Museum - Civil War Exhibit
Hear the sounds of battle reverberate at the Kansas Museum of History in Topeka.
- Pike purchased by John Brown
- Camp scene with Sibley stove and camp chair
- Uniforms and weapons
- Quantrill's flag
Kansas was the center of attention during the tense years leading up to the Civil War.
The whole nation knew that when Kansas became a state it would alter the balance of power between North and South. Hundreds of people came to the territory in the 1850s to fight for either the proslavery or antislavery causes.
The territory became known as "Bleeding Kansas" because of the violent clashes between these factions. Some settlers in Missouri, the neighboring slave state, crossed the line into Kansas and attacked residents who spoke out against slavery. Kansas settlers, too, conducted bloody raids into Missouri.
After years of bloodshed and political bickering, Kansas finally entered the Union as a free state in January 1861. The first shots of the Civil War were fired about three months later.

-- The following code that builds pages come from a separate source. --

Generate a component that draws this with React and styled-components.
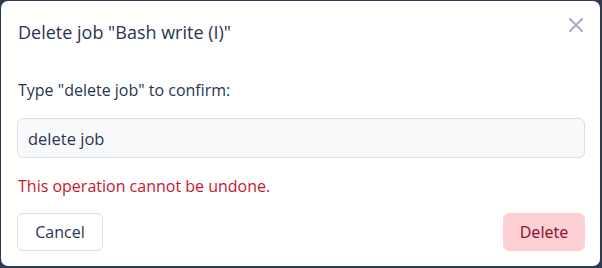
import React from "react";
import styled, { createGlobalStyle } from "styled-components";

const Global = createGlobalStyle`
  html, body { margin: 0; padding: 0; background: #2c3a52; }
  body { font-family: "Open Sans", "Noto Sans", sans-serif; }
  * { box-sizing: border-box; }
`;

const Backdrop = styled.div`
  width: 602px;
  height: 268px;
  padding: 1px 2px 2px 1px;
  background: #2c3a52;
`;

const Dialog = styled.div`
  width: 599px;
  height: 265px;
  background: #ffffff;
  border-radius: 7px;
  display: flex;
  flex-direction: column;
  padding: 0 16px 0 16px;
`;

const Header = styled.div`
  display: flex;
  align-items: center;
  justify-content: space-between;
  height: 62px;
  padding-left: 1px;
`;

const Title = styled.h2`
  margin: 0;
  font-size: 18px;
  font-weight: 400;
  color: #2a3650;
`;

const Close = styled.button`
  border: none;
  background: none;
  padding: 0;
  width: 16px;
  height: 16px;
  display: flex;
  align-items: center;
  justify-content: center;
  margin-top: -14px;
  margin-right: 0;
  cursor: pointer;
`;

const Label = styled.label`
  display: block;
  margin-top: 16px;
  padding-left: 1px;
  font-size: 16px;
  font-weight: 500;
  color: #2a3650;
`;

const Input = styled.input`
  margin-top: 17px;
  width: 568px;
  height: 40px;
  border: 1px solid #dcdfe5;
  border-radius: 6px;
  background: #f8f9fb;
  padding: 0 10px;
  font-family: inherit;
  font-size: 16.5px;
  color: #2a3650;
  outline: none;
`;

const ErrorText = styled.p`
  margin: 17px 0 0;
  padding-left: 1px;
  font-size: 16px;
  color: #c8162e;
`;

const Footer = styled.div`
  display: flex;
  justify-content: space-between;
  width: 568px;
  margin-top: 16px;
`;

const Button = styled.button`
  height: 38px;
  width: ${(p) => p.$w}px;
  padding: 0;
  border-radius: 6px;
  font-size: 16px;
  cursor: pointer;
  border: 1px solid ${(p) => (p.$danger ? "#fdd0d6" : "#dcdfe5")};
  background: ${(p) => (p.$danger ? "#fdd0d6" : "#ffffff")};
  color: ${(p) => (p.$danger ? "#8e1730" : "#2a3650")};
  font-family: ${(p) => (p.$danger ? '"Noto Sans", sans-serif' : "inherit")};
`;

export default function App() {
  return (
    <Backdrop>
      <Global />
      <Dialog>
        <Header>
          <Title>Delete job "Bash write (I)"</Title>
          <Close aria-label="Close">
            <svg width="14" height="14" viewBox="0 0 14 14">
              <path d="M1 1L13 13M13 1L1 13" stroke="#a3acba" strokeWidth="1.8" strokeLinecap="round" />
            </svg>
          </Close>
        </Header>
        <Label>Type "delete job" to confirm:</Label>
        <Input defaultValue="delete job" />
        <ErrorText>This operation cannot be undone.</ErrorText>
        <Footer>
          <Button $w={86}>Cancel</Button>
          <Button $danger $w={82}>Delete</Button>
        </Footer>
      </Dialog>
    </Backdrop>
  );
}
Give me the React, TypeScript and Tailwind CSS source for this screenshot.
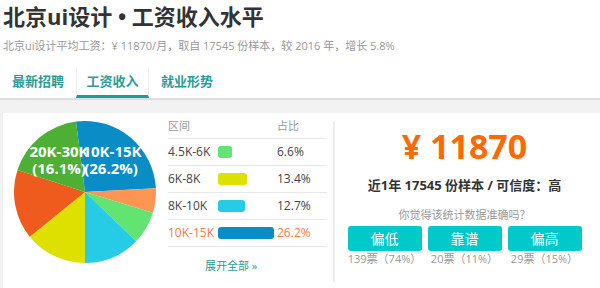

Many Kansans answered the call to volunteer, and the state provided the greatest number of soldiers per capita in the Union. Most saw fighting near or west of the Mississippi River.
Noteworthy service came from the state's two African American regiments. The First Kansas Colored Infantry was the first such regiment raised in the northern states, and the first to see fighting. Six flags from the First and Second Kansas Colored infantries—one of the largest collections in the country—are rotated on and off display at the Kansas Museum of History.
"Sadly they marched up the aisle. Father Fairchild, who had prayed over them and sent them to battle such a short time ago, received them with tears rolling down his wrinkled cheeks. They placed the flag in his hands. He unfolded it. We saw it full of bullet holes, ragged and battle-stained. He pointed to the dark stains on the staff where the blood of our young soldier had trickled down, and told us how even in the struggle of death he had borne it up until a comrade could take its place. It was the target for the whole Rebel army. . . . We sobbed and cried aloud. It was our first experience of the horrors of war."